Sejarah & Budaya187 Dilihat

Jakarta, dialoguejakarta.com – Karakter adalah kata kunci untuk lukisan bercorak abstrak yang bisa menarik perhatian orang untuk menikmati hamparan komposisi bentuk citraan non representasional, saat seni lukis abstrak didominasi karya berupa sapuan kuas citraan non representasional yang seragam. Di tengah kecenderungan ekspresi lukisan abstrak itu muncul dua pelukis yang memberi karakter yang kuat pada karya lukisnya, yakni AR Soedarto (1951) dan Tulus Warsito (1953). Karya mereka ditampilkan lewat pameran bertajuk “Dinamika dalam Diam” di Balai Budaya, Jakarta, 22 – 29 Oktober 2025.

Judul pameran “Dinamika Dalam Diam” mengacu pada karya mereka secara fisik dirancang untuk diam, tapi menghadirkan nuansa gerak. “Karya kami adalah karya statis yang ingin menghadirkan dinamika ruang, gerak, warna, garis maupun titik, dan narasi,” ujar Tulus Warsito.

Sebanyak 31 karya dua dimensi dan tiga dimensi menghadirkan karakter kuat pada karya lukis bercorak abstrak (non representasional) dengan semangat kebebasan berekspresi dalam proses penciptaan karyanya. “Bagi saya melukis abstrak adalah satu pilihan panggilan hati untuk merdeka berekspresi. Merdeka dalam menuangkan ide, kreativitas, inovasi, dan sekaligus motivasi,” kata Soedarto.

Pelukis yang menamatkan pendidikan di Akademi Seni Rupa Nasional Jakarta ini menampilkan karya lukis yang mengeksplorasi brush stroke dengan berlapis-lapis warna dalam komposisi warna cerah sebagai lapisan dasar karya lukisnya lewat seri narasi Enigma of Life. Soedarto menyebut lapisan dasar lukisannya sebagai layer pertama karya lukisnya.

Sapuan dalam komposisi warna cerah itu diimbuhi struktur bentuk berupa kumpulan citraan bentuk titik-titik yang menghasilkan bentuk geometris dan dibagi dalam sejumlah bidang sebagai layer kedua (New Hope, New Spirit, 2023). “Secara emosional karya lukis saya melambangkan euforia rasa bahagia, kehangatan, gembira dan kemenangan,” ujar Soedarto.

Layer kedua itu berupa ornamen raster dengan berbagai warna yang bertumpuk, digarap secara manual tampak artistik matrik dengan teknik stensil yang memberi pigmen cat akrilik pada bidang berlubang. Komposisi warna hijau yang dominan dengan warna kuning dan hitam membawa pada suasana lingkungan yang masih terjaga (Hijau Bumiku, 2023).
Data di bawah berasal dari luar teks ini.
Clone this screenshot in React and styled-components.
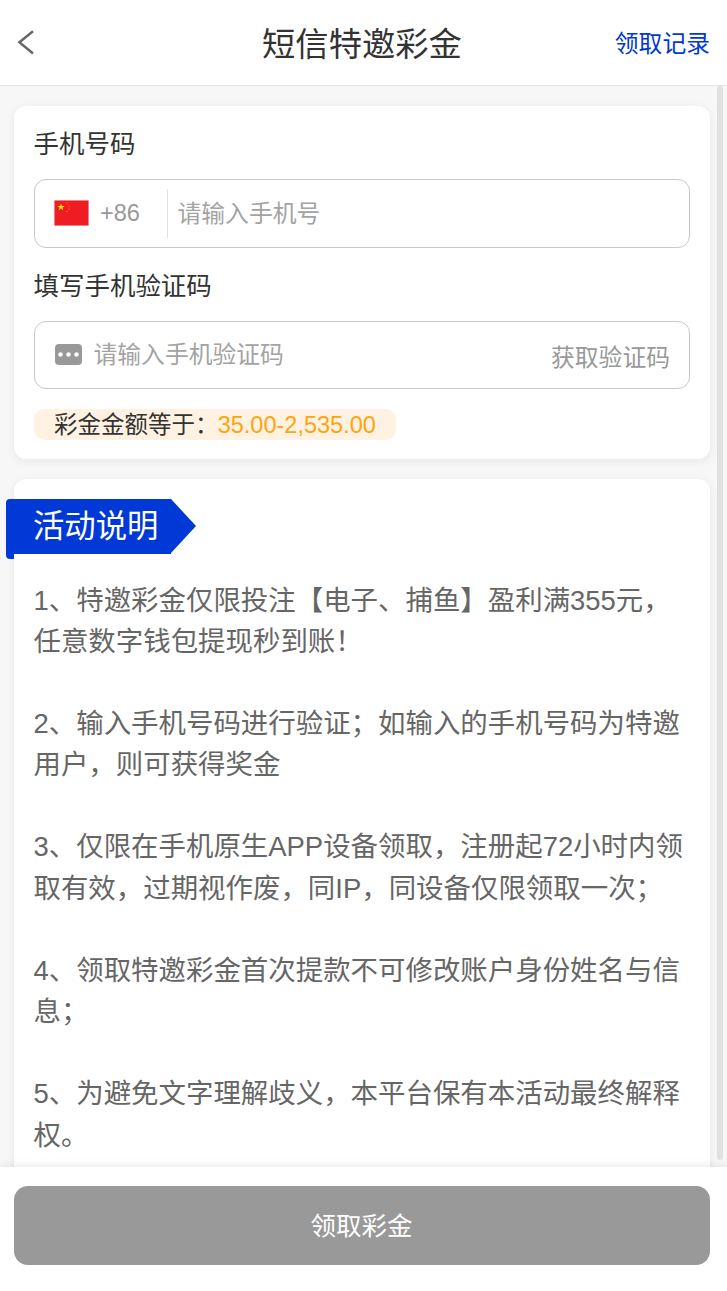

Sebaliknya komposisi warna merah menyala yang dominan dengan warna hitam dan titik-titik putih berbentuk geometris menimbulkan suasana mencekam (Burning In LA, 2025).

Bagi Soedarto, menghadapi tantangan kanvas dan berbagai macam warna di atas pallet, ini menjadi tantangan tersendiri. “Bergumul untuk melahirkan karya tak cukup dengan skill teknik semata, namun didasari formula ide dan konsep yang matang,” katanya.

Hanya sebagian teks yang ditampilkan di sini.